Today, CNN had this on the proposed "debt deal":
"It sounds as if the package is going to be all spending cuts with a few symbolic revenue increases," said Isabel Sawhill, an economist who studies fiscal issues at the Brookings Institution and worked in the Clinton administration.

...snip...

Sawhill said the cuts are likely to be focused on non-security discretionary spending, a small section of the budget that includes funding for food inspectors, the FBI and education grants, among many other programs and services people associate with government.
Meanwhile,, last Thursday (June 30), the NY Times Economix had this from labor reporter Stephen Greenhouse:
Economists at Northeastern University have found that the current economic recovery in the United States has been unusually skewed in favor of corporate profits and against increased wages for workers.

...snip...

The study, “The ‘Jobless and Wageless Recovery’ From the Great Recession of 2007-2009,” (pdf) said it was “unprecedented” for American workers to receive such a tiny share of national income growth during a recovery.

According to the study, between the second quarter of 2009, when the recovery began, and the fourth quarter of 2010, national income rose by $528 billion, with $464 billion of that growth going to pretax corporate profits, while just $7 billion went to aggregate wages and salaries, after accounting for inflation.

The share of income growth going to employee compensation was far lower than in the four other economic recoveries that have occurred over the last three decades, the study found.
Nice to have some empirical evidence to back up the anecdotal evidence so many of us have experienced first hand.

As a companion of a sorts, the Washington Post and Bloomberg each have this Bloomberg article up from Sunday, although with differing headlines. While Bloomberg's headline is, "Payrolls in U.S. Probably Rose at Pace That Failed to Reduce Jobless Rate" the Washington Post headline is just a tad bit misleading to say the least (as the cheerleader paper of record I guess it is to be expected though), "Employment Probably Increased in June: U.S. Economy Preview." From the article itself:
Employers in the U.S. probably expanded payrolls at a pace that failed to reduce the unemployment rate in June as companies sought to contain costs amid slower growth, economists said a report may show this week.

Payrolls climbed by 100,000 workers after a 54,000 increase in May that was the smallest in eight months, according to the median forecast of economists surveyed by Bloomberg News ahead of Labor Department data due July 8. The jobless rate held at 9.1 percent.

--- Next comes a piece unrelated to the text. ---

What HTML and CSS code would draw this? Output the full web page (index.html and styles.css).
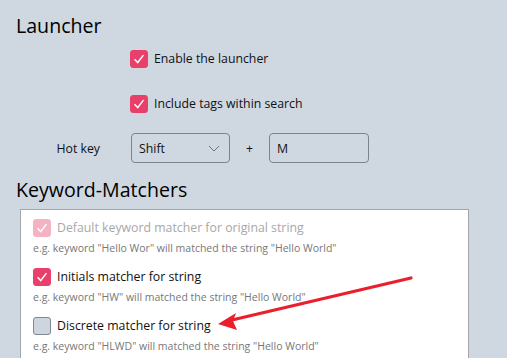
FILE: index.html
```html
<!DOCTYPE html>
<html>
  <head>
    <meta charset="utf-8">
    <title>Settings</title>
    <link rel="stylesheet" href="styles.css">
  </head>
  <body>
    <div class="page">
      <h2 class="section-title">Launcher</h2>

      <div class="launcher">
        <label class="check-row">
          <span class="box checked"><svg viewBox="0 0 18 18"><path d="M4 9.2 L7.6 13 L14 4.6"/></svg></span>
          <span class="check-text">Enable the launcher</span>
        </label>

        <label class="check-row">
          <span class="box checked"><svg viewBox="0 0 18 18"><path d="M4 9.2 L7.6 13 L14 4.6"/></svg></span>
          <span class="check-text">Include tags within search</span>
        </label>

        <div class="hotkey">
          <span class="hotkey-label">Hot key</span>
          <div class="field select">
            <span>Shift</span>
            <svg class="chevron" viewBox="0 0 12 7"><path d="M1 1 L6 6 L11 1"/></svg>
          </div>
          <span class="plus">+</span>
          <div class="field">M</div>
        </div>
      </div>

      <h2 class="section-title second">Keyword-Matchers</h2>

      <div class="matchers">
        <div class="matcher disabled">
          <label class="check-row">
            <span class="box checked"><svg viewBox="0 0 18 18"><path d="M4 9.2 L7.6 13 L14 4.6"/></svg></span>
            <span class="check-text">Default keyword matcher for original string</span>
          </label>
          <p class="hint">e.g. keyword "Hello Wor" will matched the string "Hello World"</p>
        </div>

        <div class="matcher">
          <label class="check-row">
            <span class="box checked"><svg viewBox="0 0 18 18"><path d="M4 9.2 L7.6 13 L14 4.6"/></svg></span>
            <span class="check-text">Initials matcher for string</span>
          </label>
          <p class="hint">e.g. keyword "HW" will matched the string "Hello World"</p>
        </div>

        <div class="matcher">
          <label class="check-row">
            <span class="box"></span>
            <span class="check-text">Discrete matcher for string</span>
          </label>
          <p class="hint">e.g. keyword "HLWD" will matched the string "Hello World"</p>
        </div>
      </div>

      <!-- annotation arrow -->
      <svg class="arrow" width="507" height="358" viewBox="0 0 507 358">
        <path d="M411 278 L232 320" stroke="#ea1f2b" stroke-width="3.2" stroke-linecap="round" fill="none"/>
        <path d="M218 324 L236 313 L233 321 L237 330 Z" fill="#ea1f2b"/>
      </svg>
    </div>
  </body>
</html>
```

FILE: styles.css
```css
html, body {
  margin: 0;
  padding: 0;
  height: 100%;
  overflow: hidden;
}

body {
  background-color: #cfd8e0;
  font-family: "Open Sans", "Noto Sans", sans-serif;
  color: #111;
}

.page {
  position: relative;
  height: 358px;
  overflow: hidden;
  padding: 12px 0 0 0;
  box-sizing: border-box;
}

.section-title {
  margin: 0 0 0 16px;
  font-size: 19.6px;
  font-weight: normal;
  line-height: 28px;
  color: #000;
}

.section-title.second {
  margin-top: 13px;
}

.launcher {
  padding: 10px 0 0 0;
}

.launcher .check-row {
  margin-left: 130px;
  height: 18px;
  margin-bottom: 27px;
}

.check-row {
  display: flex;
  align-items: center;
  gap: 6px;
}

.check-text {
  font-size: 12.3px;
  line-height: 18px;
}

.box {
  flex: none;
  width: 16px;
  height: 16px;
  border: 1px solid #7e8892;
  border-radius: 3px;
  background: #cdd6df;
  display: flex;
}

.box.checked {
  background: #e8406a;
  border-color: #e8406a;
}

.box svg {
  width: 16px;
  height: 16px;
}

.box svg path {
  fill: none;
  stroke: #fff;
  stroke-width: 1.6;
}

/* hot key row */
.hotkey {
  display: flex;
  align-items: center;
  margin-top: -7px;
}

.hotkey-label {
  width: 100px;
  padding-right: 31px;
  text-align: right;
  font-size: 12.3px;
}

.field {
  box-sizing: border-box;
  width: 100px;
  height: 30px;
  border: 1px solid #7b848e;
  border-radius: 4px;
  padding: 0 7px;
  font-size: 12.3px;
  display: flex;
  align-items: center;
}

.select {
  width: 99px;
  justify-content: space-between;
}

.chevron {
  width: 12px;
  height: 7px;
  margin-right: 2px;
}

.chevron path {
  fill: none;
  stroke: #6d7680;
  stroke-width: 1;
}

.plus {
  width: 39px;
  text-align: center;
  font-size: 12.3px;
}

/* matcher list */
.matchers {
  margin: 5px 38px 0 20px;
  background: #fff;
  border: 1px solid #a3a6aa;
  height: 200px;
  padding: 9px 0 0 12px;
}

.matcher {
  height: 49px;
}

.matcher .check-row {
  height: 18px;
}

.hint {
  margin: 4px 0 0 0;
  font-size: 10.5px;
  line-height: 14px;
  color: #777;
}

.disabled .box.checked {
  background: #f5b2c3;
  border-color: #f5b2c3;
}

.disabled .check-text {
  color: #a8a8a8;
}

.arrow {
  position: absolute;
  left: 0;
  top: 0;
  pointer-events: none;
}
```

Another report may show growth in services cooled.

...snip...

The Labor Department employment report will also show private payrolls, which exclude government agencies, increased by 125,000 after rising 83,000 in May, according to the survey median.
Now this article is phrased as definitive but it actually is speculative as the BLS Jobs Report for June for the entire economy will be issued Friday (July 8) while the ADP report on private sector jobs will be released tomorrow (July 6). My guess is that the private sector jobs (the ADP number) will be in the 50K range while the overall economy will be 20K to 25K max. The layoffs in the states with their new budgets will be starting to come in and the weekly Initial Unemployment Claims Report is still running well over 425K per week. I hope I am wrong in my predictions. I don't think I will be off very much. Unlike the economists who keep getting polled against all evidence of their errors.